_INFORMATION GIVEN_
::::::::

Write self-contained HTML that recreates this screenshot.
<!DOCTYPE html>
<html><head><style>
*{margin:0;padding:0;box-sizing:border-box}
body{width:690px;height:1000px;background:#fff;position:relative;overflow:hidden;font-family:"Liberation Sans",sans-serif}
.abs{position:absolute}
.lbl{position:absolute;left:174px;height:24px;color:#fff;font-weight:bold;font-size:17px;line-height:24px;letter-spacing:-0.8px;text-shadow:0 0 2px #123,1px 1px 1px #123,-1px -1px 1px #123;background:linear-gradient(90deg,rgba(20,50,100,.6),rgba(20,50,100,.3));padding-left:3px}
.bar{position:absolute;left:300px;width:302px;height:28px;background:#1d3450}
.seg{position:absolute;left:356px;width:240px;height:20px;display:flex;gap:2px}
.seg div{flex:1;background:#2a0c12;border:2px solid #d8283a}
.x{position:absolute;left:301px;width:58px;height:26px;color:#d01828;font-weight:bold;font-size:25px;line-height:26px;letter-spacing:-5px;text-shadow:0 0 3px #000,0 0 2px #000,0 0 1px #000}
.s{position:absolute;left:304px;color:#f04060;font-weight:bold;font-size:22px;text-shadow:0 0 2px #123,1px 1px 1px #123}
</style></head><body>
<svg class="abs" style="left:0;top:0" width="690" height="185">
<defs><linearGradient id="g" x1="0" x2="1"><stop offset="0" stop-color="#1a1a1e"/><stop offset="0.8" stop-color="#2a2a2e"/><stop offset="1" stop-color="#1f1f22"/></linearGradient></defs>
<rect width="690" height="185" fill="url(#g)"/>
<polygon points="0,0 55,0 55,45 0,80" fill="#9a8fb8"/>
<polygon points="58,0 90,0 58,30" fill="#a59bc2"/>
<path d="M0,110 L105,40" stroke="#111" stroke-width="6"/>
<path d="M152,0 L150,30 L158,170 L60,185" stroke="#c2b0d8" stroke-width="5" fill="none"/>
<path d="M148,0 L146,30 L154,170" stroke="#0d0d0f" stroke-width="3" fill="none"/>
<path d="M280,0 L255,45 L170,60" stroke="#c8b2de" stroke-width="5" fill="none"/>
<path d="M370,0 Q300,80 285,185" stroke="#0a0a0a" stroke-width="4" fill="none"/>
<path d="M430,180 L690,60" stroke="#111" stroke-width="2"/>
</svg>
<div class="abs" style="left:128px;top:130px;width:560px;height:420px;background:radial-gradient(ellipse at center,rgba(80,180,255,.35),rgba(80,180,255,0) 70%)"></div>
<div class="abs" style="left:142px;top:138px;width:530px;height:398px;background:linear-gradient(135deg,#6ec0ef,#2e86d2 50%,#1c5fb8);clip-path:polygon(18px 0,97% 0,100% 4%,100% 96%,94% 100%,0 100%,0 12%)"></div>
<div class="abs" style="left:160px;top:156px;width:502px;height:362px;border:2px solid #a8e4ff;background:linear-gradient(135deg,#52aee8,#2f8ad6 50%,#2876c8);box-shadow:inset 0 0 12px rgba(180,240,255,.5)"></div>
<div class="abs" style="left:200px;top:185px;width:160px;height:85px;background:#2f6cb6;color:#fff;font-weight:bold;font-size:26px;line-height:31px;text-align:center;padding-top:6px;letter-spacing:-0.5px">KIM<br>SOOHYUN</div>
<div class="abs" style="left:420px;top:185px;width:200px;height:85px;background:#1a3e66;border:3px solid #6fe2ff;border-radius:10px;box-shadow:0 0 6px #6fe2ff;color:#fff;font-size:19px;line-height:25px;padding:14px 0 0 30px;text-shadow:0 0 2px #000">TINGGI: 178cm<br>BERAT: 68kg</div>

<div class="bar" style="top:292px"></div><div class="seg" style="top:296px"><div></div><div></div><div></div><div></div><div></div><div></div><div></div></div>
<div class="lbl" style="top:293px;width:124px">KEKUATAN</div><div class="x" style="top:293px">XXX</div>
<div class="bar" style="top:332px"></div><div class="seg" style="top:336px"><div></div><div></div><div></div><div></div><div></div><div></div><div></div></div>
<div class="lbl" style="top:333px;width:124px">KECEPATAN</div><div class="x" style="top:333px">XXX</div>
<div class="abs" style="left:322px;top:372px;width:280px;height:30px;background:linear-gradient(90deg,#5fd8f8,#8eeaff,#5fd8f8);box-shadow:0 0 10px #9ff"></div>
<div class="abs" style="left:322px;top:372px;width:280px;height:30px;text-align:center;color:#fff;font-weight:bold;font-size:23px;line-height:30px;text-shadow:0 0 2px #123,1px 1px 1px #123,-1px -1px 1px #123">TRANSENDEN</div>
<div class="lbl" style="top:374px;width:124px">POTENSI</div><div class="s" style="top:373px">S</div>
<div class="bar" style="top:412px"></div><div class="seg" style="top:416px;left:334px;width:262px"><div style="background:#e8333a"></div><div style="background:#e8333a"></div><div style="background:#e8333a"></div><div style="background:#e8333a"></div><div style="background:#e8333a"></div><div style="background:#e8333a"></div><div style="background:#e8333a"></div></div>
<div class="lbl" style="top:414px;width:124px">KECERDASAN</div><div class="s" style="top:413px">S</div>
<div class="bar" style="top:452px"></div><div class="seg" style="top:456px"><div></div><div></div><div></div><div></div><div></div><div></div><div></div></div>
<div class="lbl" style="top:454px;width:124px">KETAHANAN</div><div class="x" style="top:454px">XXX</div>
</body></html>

::::::::

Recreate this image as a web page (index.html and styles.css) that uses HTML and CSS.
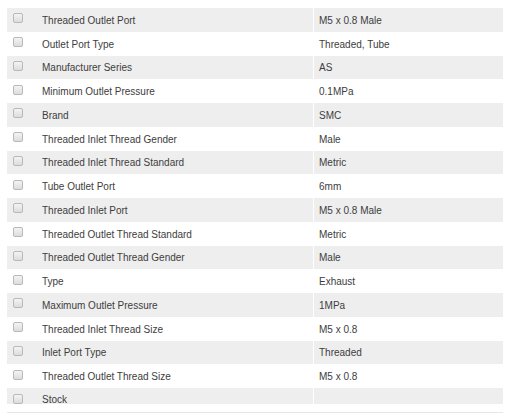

::::::::

Find each line holding the string "that" and copy it out.

Write self-contained HTML that recreates this screenshot.
Recreate this image as a web page (index.html and styles.css) that uses HTML and CSS.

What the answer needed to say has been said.